Влияла ли наивность мастера на его видение человека, стоящего перед фотокамерой? Иными словами, мог ли он психологически точно нарисовать портрет, не зная ничего о самом человеке? Известно, что прежде чем сделать снимок, Наппельбаум долго присматривался к герою нового снимка, беседовал с ним, задавал вопросы, усаживал его и так и сяк, поворачивал, менял ракурсы и направление освещения. На это уходило много времени, но результат, как правило, впечатлял.

«Прошлое человека, – писал Наппельбаум, – его мысли, взгляды на жизнь, отношение к людям – всё, что видят глаза человека и как они видят, всё это оставляет свой отпечаток на его лице… Умеющий – да читает» [14].

И ещё: «В лице всегда есть определённые приметы ума, интересов, душевного мира человека, – добавлял мастер, – их нужно найти, когда он спокойно позирует перед аппаратом. Зачастую признаки характера раскрываются вовсе не в тех чертах и деталях, которые бросаются в глаза с первого взгляда. Они бывают даже невидимыми для неопытного глаза. Мне помогла работа над портретами людей, которых я хорошо знал. Она обогатила мой опыт, моё понимание человеческой психологии. Имея понятие о характере человека, я научился разбираться в приметах его индивидуальности, понимать его выражение лица, делать обобщения на основе своих наблюдений» [15].

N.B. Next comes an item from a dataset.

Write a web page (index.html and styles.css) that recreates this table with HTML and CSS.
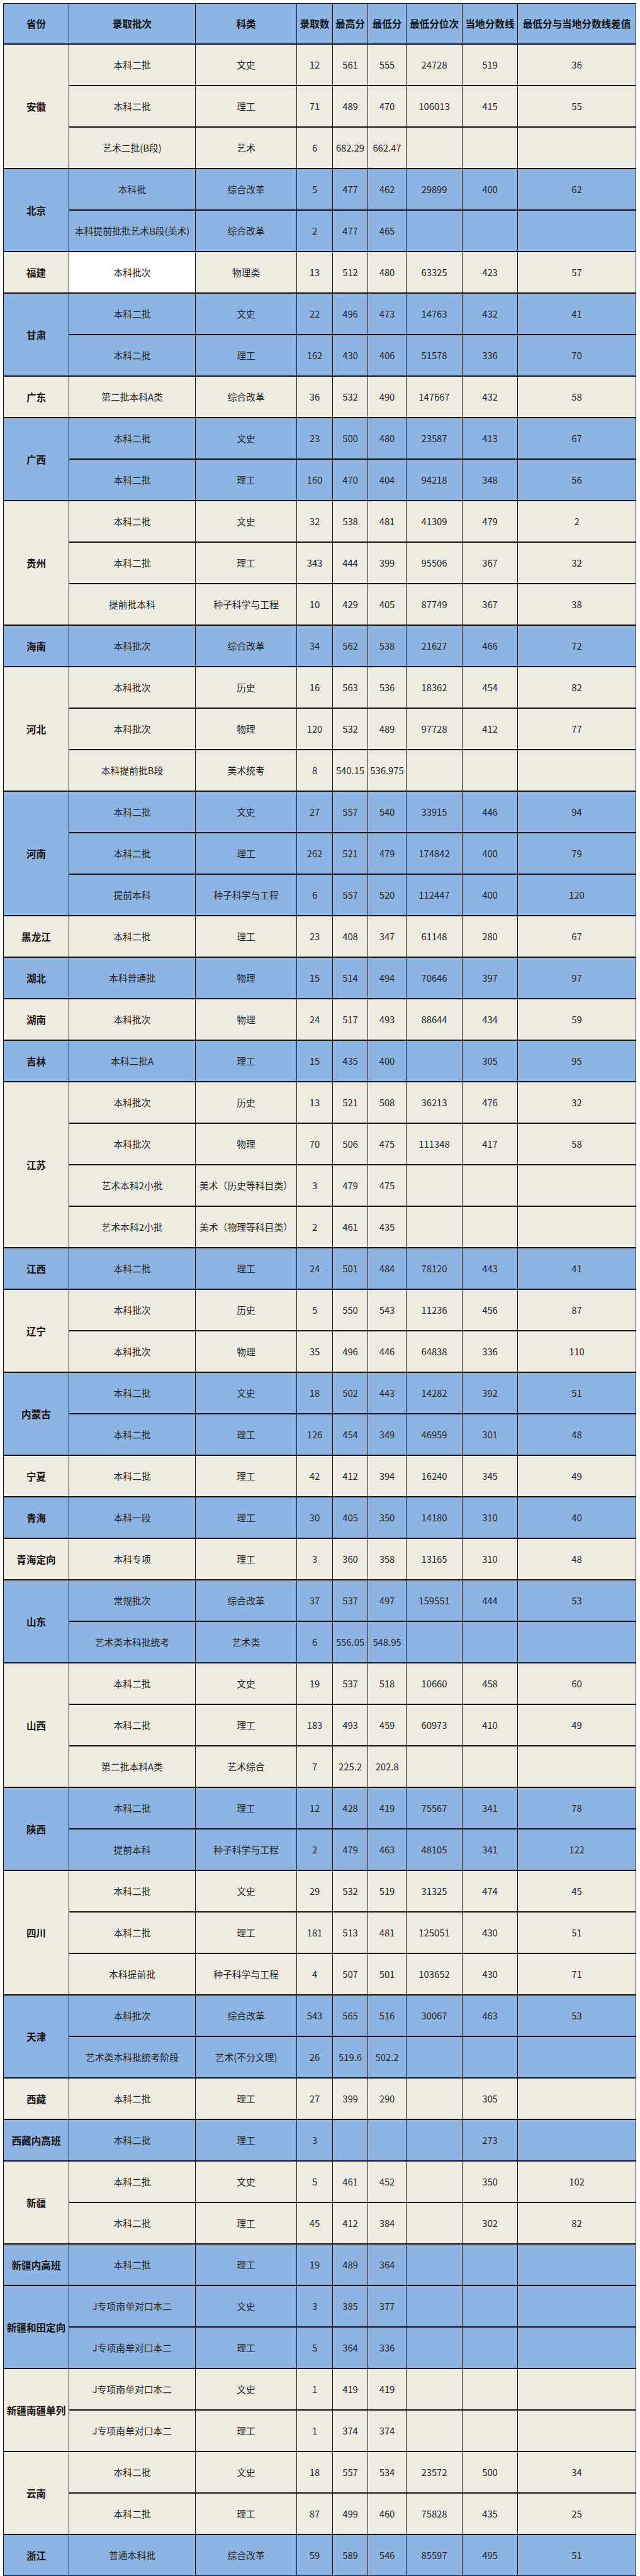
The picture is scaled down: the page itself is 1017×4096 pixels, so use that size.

Однако многие портреты фотографа – как можно понять, если пристально вглядываться в них, – являют собой некий смоделированный образ, не зеркальное, а идеализированное изображение. Наппельбаумовский Ленин – благодушный старичок, добрый дедушка, Сталин – просвещённый правитель, справедливый заступник и оборонец ото зла, Берия в вышиванке и с заклеенным ухом – человек из толпы, обладатель умного, благородного лица, Урицкий – интеллигент и интеллектуал в безупречном буржуазном костюме, в пенсне с модным шнурком, Молотов – строгий, полный внутреннего достоинства государственный деятель, обременённый делами и заботами. Эти образы не отвечали ни реальным делам означенных персонажей, ни их внутренней сути. Но это сейчас мы многое знаем, а в те далёкие времена исторических знаний было совсем мало, к тому же они были искажены текущим моментом. А главное, нужно было соответствовать, то есть быть в русле созвучных тому времени представлений. В портрете нельзя представить для сообщения зрителю всю историю человека, его мысли, дела, поступки, победы и поражения, ошибки и прозрения. За кадром остаются его преступления и добрые дела, а фотографический снимок является лишь мгновенным слепком реальности, отображающим только момент, мгновение вечной жизни.

Портрет экономиста и публициста Розы Люксембург

Портрет Н. С. Хрущева. 1936 год

Когда началась война, Наппельбауму было 72 года. В составе группы мастеров искусств его эвакуировали в столицу Кабардино-Балкарии Нальчик.

Отъезду предшествовала драматическая история: для эвакуации подали старые вагоны, в которых мест оказалось меньше, чем было необходимо. Наппельбаума с семьёй вычеркнули из списка эвакуируемых. Ходатайство высоких лиц не помогло, и фотографу с больной женой и младшей дочерью пришлось выбираться самостоятельно. В переполненном плацкартном вагоне негде было сесть. С большим трудом семья всё же добралась до Нальчика.

Здесь все эвакуированные, в числе которых были актёры, режиссёры, писатели, художники, включились в дело помощи фронту, каждый работал на том месте, где мог приносить пользу. В Нальчике был местный министр культуры Т… в, который помогал Наппельбауму и делал всё, чтобы его поддержать. С подачи министра пожилого фотографа сразу направили на съёмки членов правительства республики, передовиков военного производства, раненных на фронте бойцов. Кроме того, в предоставленной ему лаборатории он делал фотографии для местного театра и республиканского музея. Министр Т…в связал его также с городскими предприятиями, от которых Наппельбаум получал заказы.

В Нальчике мастер чувствовал себя полезным и причастным к судьбам Родины.